The remainder of the article is a sort of laundry list of social-democratic and Limits-to-Growth-inspired complaints about the state of the world -- too many things are privatized, society cares more about GDP growth than sustainability even though the former can't go on forever, political ads on TV turn voters into sheeple (but the internet will release the power of information), etc. Some of these points are basically right (e.g. over-focus on economic growth), and some I would argue are wrong (e.g. liberal faith in the power of freedom of information), but they all deserve detailed analysis rather than repetition as a pep-talk of platitudes to an audience that already probably mostly agrees with them.

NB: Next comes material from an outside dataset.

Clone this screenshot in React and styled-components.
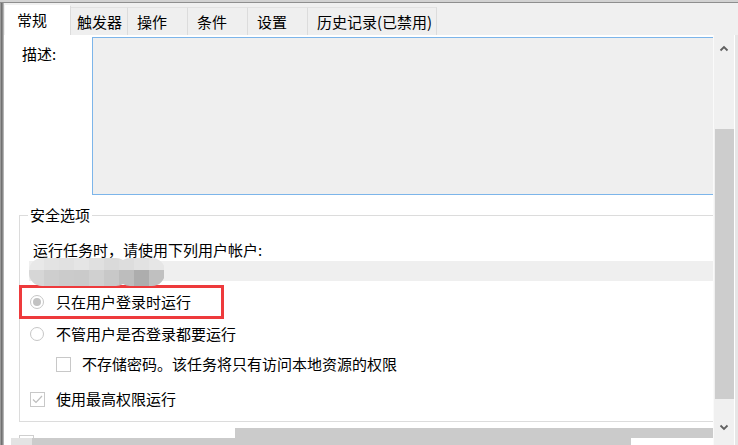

The article ends with one of my least favorite rhetorical gambits -- but one that's far too common in human-environment research. Beddoe et al. assert the need for major, global, systemic change in our society's relationship in order to avert environmental crisis. This is true -- but what is required is some sort of analysis of how it will be possible to achieve that in the face of a variety of cultural, political, and economic barriers. But Beddoe et al., like too many other writers, seem to implicitly assume that people of good will will read their exhortations (or at least people of good will with access to PNAS) and change their attitudes to support the project. The immense scope of the ecological problems we face ends up functioning as a sort of argument in favor of the likelihood of change (since, I presume, it will motivate people more).

I should stress again that my intent is not to pick on Beddoe et al. specifically -- their article was simply the one that was in front of me, and which manifested a number of things that I frequently find irritating.